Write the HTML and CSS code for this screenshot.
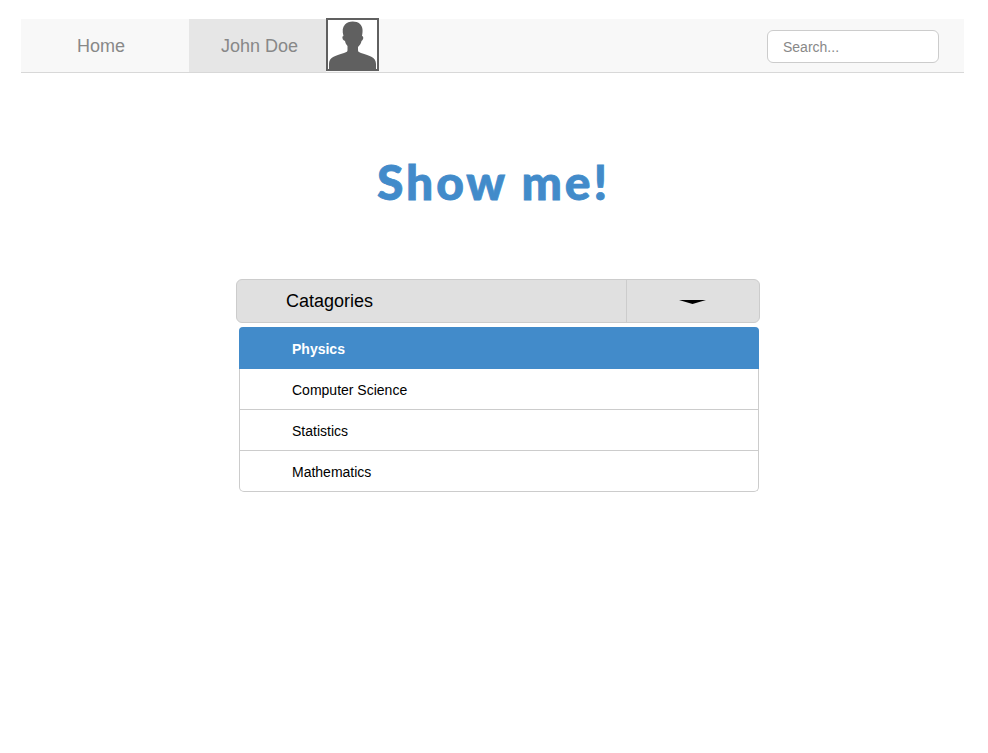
FILE: index.html
```html
<!DOCTYPE html>
<html lang="en">
<head>
<meta charset="utf-8">
<title>Show me!</title>
<link rel="stylesheet" href="styles.css">
</head>
<body>
<nav class="navbar">
  <a class="nav-link home">Home</a>
  <a class="nav-link user">John Doe</a>
  <svg class="avatar" viewBox="0 0 53 53">
    <rect x="1" y="1" width="51" height="51" fill="#fff" stroke="#606060" stroke-width="2"/>
    <path fill="#606060" d="M3 52V46C3 39 9 38 18 35C21 34 21.500 33.500 21.500 32V28C20 26.500 19.500 25 19 23C17 22.500 16 20 16.500 18.500L17.500 18C16 13 16.500 9 19 6.500C22 3 30 2.500 34 6C37 9 37 13 36 18C38 18.500 37.500 22 35.500 23C35 25.500 34 27 32 29V32C32 33.500 32.500 34 35 35C44 38 50 39 50 46V52Z"/>
  </svg>
  <input class="search" type="text" placeholder="Search...">
</nav>
<main>
  <h1 class="title">Show me!</h1>
  <div class="select">
    <span class="select-label">Catagories</span>
    <span class="select-toggle"><svg class="arrow" viewBox="0 0 27 4" preserveAspectRatio="none"><path d="M0 0H27L13.500 4Z"/></svg></span>
  </div>
  <ul class="menu">
    <li class="item active">Physics</li>
    <li class="item">Computer Science</li>
    <li class="item">Statistics</li>
    <li class="item">Mathematics</li>
  </ul>
</main>
</body>
</html>
```
FILE: styles.css
```css
* { box-sizing: border-box; }
body {
  margin: 0;
  padding: 18px 24px 0 21px;
  background: #fff;
  color: #000;
  font-family: "Liberation Sans", Arial, sans-serif;
}
.navbar {
  display: flex;
  height: 55px;
  padding-right: 25px;
  background: linear-gradient(#fff 1px, #f8f8f8 1px);
  border-bottom: 1px solid #d8d8d8;
}
.nav-link {
  height: 53px;
  margin-top: 1px;
  line-height: 54px;
  font-size: 18px;
  color: #888;
}
.home { width: 168px; padding-left: 56px; }
.user { width: 137px; padding-left: 32px; background: #e6e6e6; }
.avatar { width: 53px; height: 53px; }
.search {
  width: 172px;
  height: 33px;
  margin: 12px 0 0 auto;
  padding: 0 15px;
  border: 1px solid #ccc;
  border-radius: 6px;
  background: #fff;
  font: 14px "Liberation Sans", Arial, sans-serif;
}
.search::placeholder { color: #888; opacity: 1; }
.title {
  width: 240px;
  height: 60px;
  margin: 79px 0 0 356px;
  font: 900 48px/60px Lato, sans-serif;
  letter-spacing: 2.9px;
  -webkit-text-stroke: 0.8px #428bca;
  color: #428bca;
  white-space: nowrap;
}
.select {
  display: flex;
  width: 524px;
  height: 44px;
  margin: 67px 0 0 215px;
  border: 1px solid #ccc;
  border-radius: 6px;
  background: #e0e0e0;
}
.select-label {
  width: 390px;
  padding-left: 49px;
  border-right: 1px solid #ccc;
  font-size: 18px;
  line-height: 42px;
}
.select-toggle {
  flex: 1;
  display: flex;
  align-items: center;
  justify-content: center;
  padding-right: 2px;
}
.arrow { width: 27px; height: 4px; margin-top: 2px; }
.menu {
  width: 520px;
  height: 165px;
  margin: 4px 0 0 218px;
  padding: 0;
  border: 1px solid #ccc;
  border-top: 0;
  border-radius: 5px;
  list-style: none;
  font-size: 14px;
}
.item {
  height: 41px;
  padding-left: 52px;
  line-height: 43px;
  border-bottom: 1px solid #ccc;
}
.item:last-child { border-bottom: 0; }
.active {
  height: 42px;
  margin: 0 -1px;
  padding-left: 53px;
  line-height: 44px;
  border: 0;
  border-radius: 4px 4px 0 0;
  background: #428bca;
  color: #fff;
  font-weight: bold;
}
```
********
STATED GOAL: Your task is to reproduce all of the material exactly. The pictures stay out.

EXERCISE ANSWER:
Write the HTML and CSS code for this screenshot.
FILE: index.html
```html
<!DOCTYPE html>
<html lang="en">
<head>
<meta charset="utf-8">
<title>Show me!</title>
<link rel="stylesheet" href="styles.css">
</head>
<body>
<nav class="navbar">
  <a class="nav-link home">Home</a>
  <a class="nav-link user">John Doe</a>
  <svg class="avatar" viewBox="0 0 53 53">
    <rect x="1" y="1" width="51" height="51" fill="#fff" stroke="#606060" stroke-width="2"/>
    <path fill="#606060" d="M3 52V46C3 39 9 38 18 35C21 34 21.500 33.500 21.500 32V28C20 26.500 19.500 25 19 23C17 22.500 16 20 16.500 18.500L17.500 18C16 13 16.500 9 19 6.500C22 3 30 2.500 34 6C37 9 37 13 36 18C38 18.500 37.500 22 35.500 23C35 25.500 34 27 32 29V32C32 33.500 32.500 34 35 35C44 38 50 39 50 46V52Z"/>
  </svg>
  <input class="search" type="text" placeholder="Search...">
</nav>
<main>
  <h1 class="title">Show me!</h1>
  <div class="select">
    <span class="select-label">Catagories</span>
    <span class="select-toggle"><svg class="arrow" viewBox="0 0 27 4" preserveAspectRatio="none"><path d="M0 0H27L13.500 4Z"/></svg></span>
  </div>
  <ul class="menu">
    <li class="item active">Physics</li>
    <li class="item">Computer Science</li>
    <li class="item">Statistics</li>
    <li class="item">Mathematics</li>
  </ul>
</main>
</body>
</html>
```
FILE: styles.css
```css
* { box-sizing: border-box; }
body {
  margin: 0;
  padding: 18px 24px 0 21px;
  background: #fff;
  color: #000;
  font-family: "Liberation Sans", Arial, sans-serif;
}
.navbar {
  display: flex;
  height: 55px;
  padding-right: 25px;
  background: linear-gradient(#fff 1px, #f8f8f8 1px);
  border-bottom: 1px solid #d8d8d8;
}
.nav-link {
  height: 53px;
  margin-top: 1px;
  line-height: 54px;
  font-size: 18px;
  color: #888;
}
.home { width: 168px; padding-left: 56px; }
.user { width: 137px; padding-left: 32px; background: #e6e6e6; }
.avatar { width: 53px; height: 53px; }
.search {
  width: 172px;
  height: 33px;
  margin: 12px 0 0 auto;
  padding: 0 15px;
  border: 1px solid #ccc;
  border-radius: 6px;
  background: #fff;
  font: 14px "Liberation Sans", Arial, sans-serif;
}
.search::placeholder { color: #888; opacity: 1; }
.title {
  width: 240px;
  height: 60px;
  margin: 79px 0 0 356px;
  font: 900 48px/60px Lato, sans-serif;
  letter-spacing: 2.9px;
  -webkit-text-stroke: 0.8px #428bca;
  color: #428bca;
  white-space: nowrap;
}
.select {
  display: flex;
  width: 524px;
  height: 44px;
  margin: 67px 0 0 215px;
  border: 1px solid #ccc;
  border-radius: 6px;
  background: #e0e0e0;
}
.select-label {
  width: 390px;
  padding-left: 49px;
  border-right: 1px solid #ccc;
  font-size: 18px;
  line-height: 42px;
}
.select-toggle {
  flex: 1;
  display: flex;
  align-items: center;
  justify-content: center;
  padding-right: 2px;
}
.arrow { width: 27px; height: 4px; margin-top: 2px; }
.menu {
  width: 520px;
  height: 165px;
  margin: 4px 0 0 218px;
  padding: 0;
  border: 1px solid #ccc;
  border-top: 0;
  border-radius: 5px;
  list-style: none;
  font-size: 14px;
}
.item {
  height: 41px;
  padding-left: 52px;
  line-height: 43px;
  border-bottom: 1px solid #ccc;
}
.item:last-child { border-bottom: 0; }
.active {
  height: 42px;
  margin: 0 -1px;
  padding-left: 53px;
  line-height: 44px;
  border: 0;
  border-radius: 4px 4px 0 0;
  background: #428bca;
  color: #fff;
  font-weight: bold;
}
```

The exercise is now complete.